The evolution of Britain as a low-murder, high-violence society is in evidence every Saturday night, when many, stoked by alcohol, prefer an after-dinner fight to mints. Much of this goes unrecorded, as the British Crime Survey ignores victims under 16; yet even so, against a backdrop of generally falling crime, the figures for attacks by strangers remain stubbornly high. Doctors say that their wards see more stabbing victims, and injuries from guns have almost trebled since 2000. At the same time, however, homicide has been falling since 2003. Those guns that are injuring more people are killing fewer, and the number of those stabbed to death is stable.
So murder is not the problem. But it might suggest what is. Take London, where murder is at a nine-year low. A recent study by King’s College London shows that the over-35s are being murdered less frequently but those under 17 are being murdered more often. From 2000 to 2006, between 15 and 19 teenagers were killed in the capital each year. Last year the figure hit 26; this year, only half-complete, 19 have died.
This changing profile might explain why, overall, injuries are up and murder is down: serious violence is becoming an amateur pursuit. “I was 16 eight years ago and it wasn’t like that then,” says Brooke Kinsella, a soap actress whose brother Ben was murdered on June 29th. Politicians “don’t know what’s going on. It’s the people that live in their local communities that know and hear about these attacks every day,” she told an interviewer. The day after her remarks, the Metropolitan Police said that knife crime had become their priority, ahead even of terrorism.
Ms Kinsella got five and a half minutes on the BBC to put her case. That is more say than most people have in how they are policed. Britain’s 43 forces are answerable only to the home secretary and their local police authority, a weedy board of councillors, magistrates and assorted other appointees with little clout. Policemen may hold surgeries for local people, but they can take or leave whatever requests such meetings throw up. Instead, they are subservient to a rigid system of central targets, which has inadvertently encouraged coppers to focus on busting minor offenders rather than on keeping their patches safe.
This centralisation of control—which dates back to the 1960s, when corruption was a problem in many local forces—has also meant that the debate about how to deal with violence, or any other crime, takes place nationally. Everyone has ideas: the government wants a “presumption of prosecution” of those caught with knives; the Tories have trumped that with a “presumption of imprisonment”. Cherie Blair, a former Downing Street spouse, weighed in on July 6th; Anglicans pondered the subject at their General Synod; and Catholics are planning a vigil. The only people who haven’t had much of a voice are voters. Unlike America, whose elected sheriffs enjoy (and sometimes abuse) real power, Britain’s police chiefs do not take orders from the people they protect.
Those savages: maybe not so dim
That is soon to change—a bit.
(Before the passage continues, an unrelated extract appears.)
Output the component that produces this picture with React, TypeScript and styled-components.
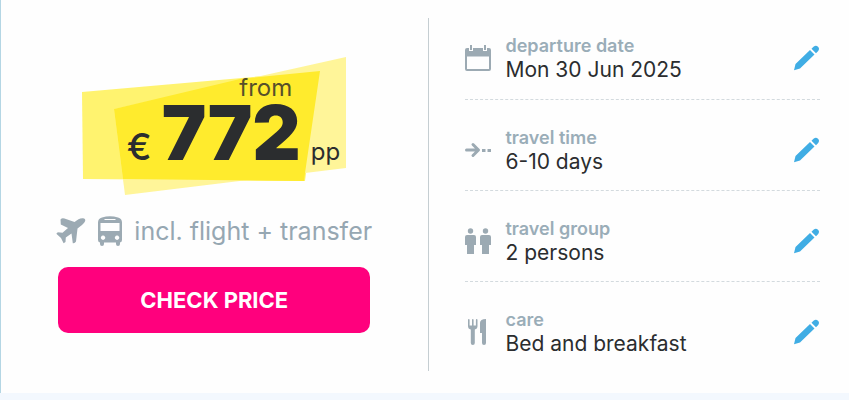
import React from "react";
import styled, { createGlobalStyle } from "styled-components";

const GlobalStyle = createGlobalStyle`
  * { box-sizing: border-box; }
  body {
    margin: 0;
    background: #f3f8fe;
    font-family: Inter, "Liberation Sans", sans-serif;
    color: #2b2d2f;
  }
`;

const Card = styled.main`
  display: grid;
  grid-template-columns: minmax(0, 429fr) minmax(0, 420fr);
  padding: 18px 0 22px;
  margin-bottom: 7px;
  background: #fefefe;
  border-left: 1px solid #b4d6e4;
`;

const Offer = styled.section`
  display: flex;
  flex-direction: column;
  align-items: center;
  padding: 39px 58px 0 57px;
  border-right: 1px solid #c5ced2;
`;

const PriceTag = styled.div`
  position: relative;
  display: flex;
  flex-direction: column;
  width: 264px;
  height: 138px;
  padding-top: 16px;
`;

const TagShape = styled.svg`
  position: absolute;
  inset: 0;
`;

const From = styled.span`
  position: relative;
  align-self: flex-end;
  margin-right: 54px;
  font-size: 24px;
  line-height: 30px;
  color: #57502a;
`;

const Price = styled.div`
  position: relative;
  display: flex;
  align-items: baseline;
  justify-content: flex-end;
  padding-right: 6px;
  line-height: 60px;
`;

const Currency = styled.span`
  margin-right: 10px;
  font-size: 37px;
  font-weight: 500;
`;

const Amount = styled.strong`
  font-size: 75px;
  font-weight: 900;
`;

const PerPerson = styled.span`
  margin-left: 10px;
  font-size: 24px;
`;

const Included = styled.div`
  display: flex;
  align-items: center;
  gap: 11px;
  height: 32px;
  margin-top: 20px;
  font-size: 25px;
  white-space: nowrap;
  color: #96a7b2;
`;

const CheckButton = styled.button`
  width: 100%;
  height: 66px;
  margin-top: 20px;
  border: 0;
  border-radius: 10px;
  background: #ff007d;
  color: #fff;
  font: 700 22px Inter, "Liberation Sans", sans-serif;
  cursor: pointer;
`;

const Details = styled.dl`
  margin: 0;
  padding: 0 29px 0 36px;
`;

const Row = styled.div`
  display: grid;
  grid-template-columns: 26px 1fr 26px;
  column-gap: 14px;
  align-items: center;
  height: 91px;
  padding-top: 9px;
  border-bottom: 1px dashed #d3dade;

  &:first-child {
    height: 82px;
    padding: 0 0 1px;
  }

  &:last-child {
    height: 89px;
    padding-top: 10px;
    border-bottom: 0;
  }
`;

const RowText = styled.div`
  line-height: 24px;
`;

const Label = styled.dt`
  font-size: 18px;
  font-weight: 600;
  color: #9aadb8;
`;

const Value = styled.dd`
  margin: 0;
  font-size: 21px;
`;

const EditButton = styled.button`
  display: flex;
  padding: 0;
  border: 0;
  background: none;
  color: #40ade4;
  cursor: pointer;
`;

const Glyph = styled.svg`
  display: block;
  flex: none;
  color: #9caab3;
`;

const PlaneIcon = () => (
  <Glyph width="30" height="30" viewBox="0 0 30 30" fill="currentColor" aria-hidden="true">
    <path d="M4.500 3.500Q6 1.500 8.500 2.500L18.500 6l4-2.700C25 2 28 2 29 3.300c1 1.600-.8 4-3 5.700l-4.500 3.500L20 25.500Q19 27.500 16.800 27.200L15.500 17.500 9.800 21.500 9.500 26 7.600 27.300 5 22 .3 17.800 1.800 16.200 6.500 16.800 12 12 4.800 8.600Z" />
  </Glyph>
);

const BusIcon = () => (
  <Glyph width="26" height="30" viewBox="0 0 26 30" fill="currentColor" aria-hidden="true">
    <path fillRule="evenodd" d="M5 1.500Q13-1 21 1.500 25 2.500 25 6.500V24q0 2-2 2.500V28q0 2-2 2t-2-2v-1.500H7V28q0 2-2 2t-2-2v-1.500Q1 26 1 24V6.500Q1 2.500 5 1.500ZM7.500 3v1h11V3ZM3.500 7v8h19V7ZM6 19.500a2.200 2.200 0 1 0 .1 0ZM20 19.500a2.200 2.200 0 1 0 .1 0Z" />
  </Glyph>
);

const CalendarIcon = () => (
  <Glyph width="26" height="28" viewBox="0 0 26 28" fill="currentColor" aria-hidden="true">
    <path fillRule="evenodd" d="M2 4h2v3h4V4h10v3h4V4h2q2 0 2 2v19q0 2-2 2H2q-2 0-2-2V6q0-2 2-2ZM2 12.500V25h22V12.500Z" />
    <path d="M5 1h2v5H5ZM19 1h2v5h-2Z" />
  </Glyph>
);

const ArrowIcon = () => (
  <Glyph width="26" height="16" viewBox="0 0 26 16" aria-hidden="true">
    <path d="M1.500 8H13M8 2.500 13.500 8 8 13.500" fill="none" stroke="currentColor" strokeWidth="3" strokeLinecap="round" strokeLinejoin="round" />
    <path d="M17 7h3.500v3H17ZM22.500 7H26v3h-3.500Z" fill="currentColor" />
  </Glyph>
);

const PeopleIcon = () => (
  <Glyph width="26" height="26" viewBox="0 0 26 26" fill="currentColor" aria-hidden="true">
    <circle cx="5.500" cy="3" r="2.700" />
    <circle cx="20.500" cy="3" r="2.700" />
    <path d="M2 7h7q2 0 2 2v8H9v9H2v-9H0V9q0-2 2-2ZM17 7h7q2 0 2 2v8h-2v9h-7v-9h-2V9q0-2 2-2Z" />
  </Glyph>
);

const CutleryIcon = () => (
  <Glyph width="26" height="28" viewBox="0 0 26 28" fill="currentColor" aria-hidden="true">
    <path d="M3 2v6q0 3 2.800 3.500V25q0 2 2 2t2-2V11.500Q12.500 11 12.500 8V2q0-1-.8-1t-.8 1v5.500H8.600V2q0-1-.8-1T7 2v5.500H4.600V2q0-1-.8-1T3 2ZM16.500 2Q18 1 21 1v24q0 2-2 2t-2-2V15h-2V5q0-2 1.500-3Z" />
  </Glyph>
);

const PencilIcon = () => (
  <svg width="26" height="26" viewBox="0 0 26 26" fill="currentColor" aria-hidden="true">
    <path d="M16 5 20.500 9.500 6 23.500 0 25.300 1.500 19ZM17.500 3.700l2-2q2.500-2 4.500 0t0 4.500l-2 2Z" />
  </svg>
);

const details = [
  { label: "departure date", value: "Mon 30 Jun 2025", Icon: CalendarIcon },
  { label: "travel time", value: "6-10 days", Icon: ArrowIcon },
  { label: "travel group", value: "2 persons", Icon: PeopleIcon },
  { label: "care", value: "Bed and breakfast", Icon: CutleryIcon },
];

export default function App() {
  return (
    <>
      <GlobalStyle />
      <Card>
        <Offer>
          <PriceTag>
            <TagShape width="264" height="138" viewBox="0 0 264 138" aria-hidden="true">
              <path d="M0 35 238 14 223 124 1 122Z" fill="#fff36f" />
              <path d="M32 52 264 0V111L43 138Z" fill="#fff599" />
              <path d="M32 52 158 22 238 14 223 116 222 124 41 122Z" fill="#ffeb2d" />
            </TagShape>
            <From>from</From>
            <Price>
              <Currency>€</Currency>
              <Amount>772</Amount>
              <PerPerson>pp</PerPerson>
            </Price>
          </PriceTag>
          <Included>
            <PlaneIcon />
            <BusIcon />
            <span>incl. flight + transfer</span>
          </Included>
          <CheckButton type="button">CHECK PRICE</CheckButton>
        </Offer>
        <Details>
          {details.map(({ label, value, Icon }) => (
            <Row key={label}>
              <Icon />
              <RowText>
                <Label>{label}</Label>
                <Value>{value}</Value>
              </RowText>
              <EditButton type="button" aria-label={`Edit ${label}`}>
                <PencilIcon />
              </EditButton>
            </Row>
          ))}
        </Details>
      </Card>
    </>
  );
}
A policing green paper, expected later this month, will introduce some kind of directly-elected local control. Various options are on the table. The Tories want to replace police authorities with elected police commissioners, who would set policing priorities as well as signing off on budgets. The government seems to be leaning towards a tamer option: preserving the police authorities that now exist, but insisting that their members be elected. Home Office research shows that the “vast majority” of Britons have never heard of police authorities, and most of those who have don’t know what they do. It is hard to imagine chief constables being bossed around by anonymous people elected on a minuscule turnout.
Ministers may fear that local control of the police would lead to populist law enforcement. That is a danger, but two things mitigate it. For one, the existing criminal-justice system, led by a government in distress, is not exactly un-populist. (A recent Cabinet Office review recommended that those undergoing community punishments should wear fluorescent vests to shame them publicly.)
More importantly, the public is quite often ahead of the game. The level of street violence is one example; another is the public obsession with putting more bobbies on the beat, once ridiculed by criminologists but now all the rage in the form of “neighbourhood policing”. If the public can be given more say, ideas such as these might surface a bit faster.